Written task = In your copy, leave out the pictures; write out all the data exactly.

The records =
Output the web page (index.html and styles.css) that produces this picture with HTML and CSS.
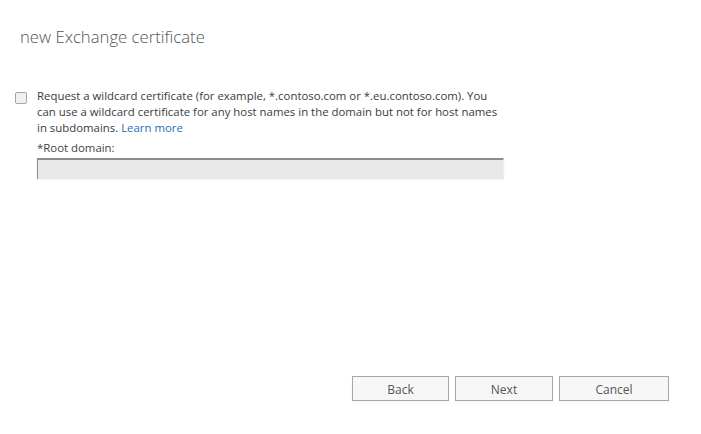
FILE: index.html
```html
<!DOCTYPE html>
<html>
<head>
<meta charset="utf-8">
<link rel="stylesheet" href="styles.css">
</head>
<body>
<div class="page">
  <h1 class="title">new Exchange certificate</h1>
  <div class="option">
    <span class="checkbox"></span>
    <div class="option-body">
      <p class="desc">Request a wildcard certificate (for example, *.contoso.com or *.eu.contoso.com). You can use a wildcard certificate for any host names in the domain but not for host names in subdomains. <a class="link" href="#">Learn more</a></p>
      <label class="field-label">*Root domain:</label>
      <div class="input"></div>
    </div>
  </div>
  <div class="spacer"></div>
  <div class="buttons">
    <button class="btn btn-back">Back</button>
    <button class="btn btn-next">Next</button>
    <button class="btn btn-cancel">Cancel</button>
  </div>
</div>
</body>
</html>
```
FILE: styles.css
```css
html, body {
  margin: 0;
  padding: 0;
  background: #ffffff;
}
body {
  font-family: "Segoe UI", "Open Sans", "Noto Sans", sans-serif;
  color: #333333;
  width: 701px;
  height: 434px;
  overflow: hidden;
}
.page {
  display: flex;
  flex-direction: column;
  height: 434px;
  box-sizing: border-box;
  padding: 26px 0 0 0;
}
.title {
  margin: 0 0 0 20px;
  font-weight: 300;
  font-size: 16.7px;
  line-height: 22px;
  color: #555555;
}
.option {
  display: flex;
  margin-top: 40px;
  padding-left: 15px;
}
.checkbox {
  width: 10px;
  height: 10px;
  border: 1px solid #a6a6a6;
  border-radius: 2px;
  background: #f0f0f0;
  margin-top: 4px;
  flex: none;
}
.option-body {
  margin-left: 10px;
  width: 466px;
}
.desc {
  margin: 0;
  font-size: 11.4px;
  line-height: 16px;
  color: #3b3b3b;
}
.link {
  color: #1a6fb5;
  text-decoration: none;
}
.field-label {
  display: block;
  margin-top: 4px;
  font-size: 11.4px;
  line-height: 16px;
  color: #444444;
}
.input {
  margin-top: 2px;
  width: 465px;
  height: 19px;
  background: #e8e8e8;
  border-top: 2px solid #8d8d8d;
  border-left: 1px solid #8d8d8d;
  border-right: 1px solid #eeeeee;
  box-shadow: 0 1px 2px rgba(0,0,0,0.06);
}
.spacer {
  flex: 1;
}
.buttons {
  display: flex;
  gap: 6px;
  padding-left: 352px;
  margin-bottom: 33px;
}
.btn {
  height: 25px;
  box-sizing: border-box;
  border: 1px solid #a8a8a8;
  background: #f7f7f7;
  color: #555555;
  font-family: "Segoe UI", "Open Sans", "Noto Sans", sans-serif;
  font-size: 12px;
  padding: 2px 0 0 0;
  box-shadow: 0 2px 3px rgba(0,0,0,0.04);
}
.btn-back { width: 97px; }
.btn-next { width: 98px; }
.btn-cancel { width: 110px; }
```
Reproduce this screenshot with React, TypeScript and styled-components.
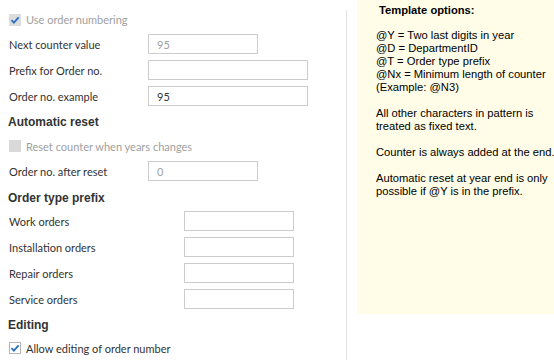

Answer to the task =
Output the web page (index.html and styles.css) that produces this picture with HTML and CSS.
FILE: index.html
```html
<!DOCTYPE html>
<html>
<head>
<meta charset="utf-8">
<link rel="stylesheet" href="styles.css">
</head>
<body>
<div class="page">
  <h1 class="title">new Exchange certificate</h1>
  <div class="option">
    <span class="checkbox"></span>
    <div class="option-body">
      <p class="desc">Request a wildcard certificate (for example, *.contoso.com or *.eu.contoso.com). You can use a wildcard certificate for any host names in the domain but not for host names in subdomains. <a class="link" href="#">Learn more</a></p>
      <label class="field-label">*Root domain:</label>
      <div class="input"></div>
    </div>
  </div>
  <div class="spacer"></div>
  <div class="buttons">
    <button class="btn btn-back">Back</button>
    <button class="btn btn-next">Next</button>
    <button class="btn btn-cancel">Cancel</button>
  </div>
</div>
</body>
</html>
```
FILE: styles.css
```css
html, body {
  margin: 0;
  padding: 0;
  background: #ffffff;
}
body {
  font-family: "Segoe UI", "Open Sans", "Noto Sans", sans-serif;
  color: #333333;
  width: 701px;
  height: 434px;
  overflow: hidden;
}
.page {
  display: flex;
  flex-direction: column;
  height: 434px;
  box-sizing: border-box;
  padding: 26px 0 0 0;
}
.title {
  margin: 0 0 0 20px;
  font-weight: 300;
  font-size: 16.7px;
  line-height: 22px;
  color: #555555;
}
.option {
  display: flex;
  margin-top: 40px;
  padding-left: 15px;
}
.checkbox {
  width: 10px;
  height: 10px;
  border: 1px solid #a6a6a6;
  border-radius: 2px;
  background: #f0f0f0;
  margin-top: 4px;
  flex: none;
}
.option-body {
  margin-left: 10px;
  width: 466px;
}
.desc {
  margin: 0;
  font-size: 11.4px;
  line-height: 16px;
  color: #3b3b3b;
}
.link {
  color: #1a6fb5;
  text-decoration: none;
}
.field-label {
  display: block;
  margin-top: 4px;
  font-size: 11.4px;
  line-height: 16px;
  color: #444444;
}
.input {
  margin-top: 2px;
  width: 465px;
  height: 19px;
  background: #e8e8e8;
  border-top: 2px solid #8d8d8d;
  border-left: 1px solid #8d8d8d;
  border-right: 1px solid #eeeeee;
  box-shadow: 0 1px 2px rgba(0,0,0,0.06);
}
.spacer {
  flex: 1;
}
.buttons {
  display: flex;
  gap: 6px;
  padding-left: 352px;
  margin-bottom: 33px;
}
.btn {
  height: 25px;
  box-sizing: border-box;
  border: 1px solid #a8a8a8;
  background: #f7f7f7;
  color: #555555;
  font-family: "Segoe UI", "Open Sans", "Noto Sans", sans-serif;
  font-size: 12px;
  padding: 2px 0 0 0;
  box-shadow: 0 2px 3px rgba(0,0,0,0.04);
}
.btn-back { width: 97px; }
.btn-next { width: 98px; }
.btn-cancel { width: 110px; }
```
Reproduce this screenshot with React, TypeScript and styled-components.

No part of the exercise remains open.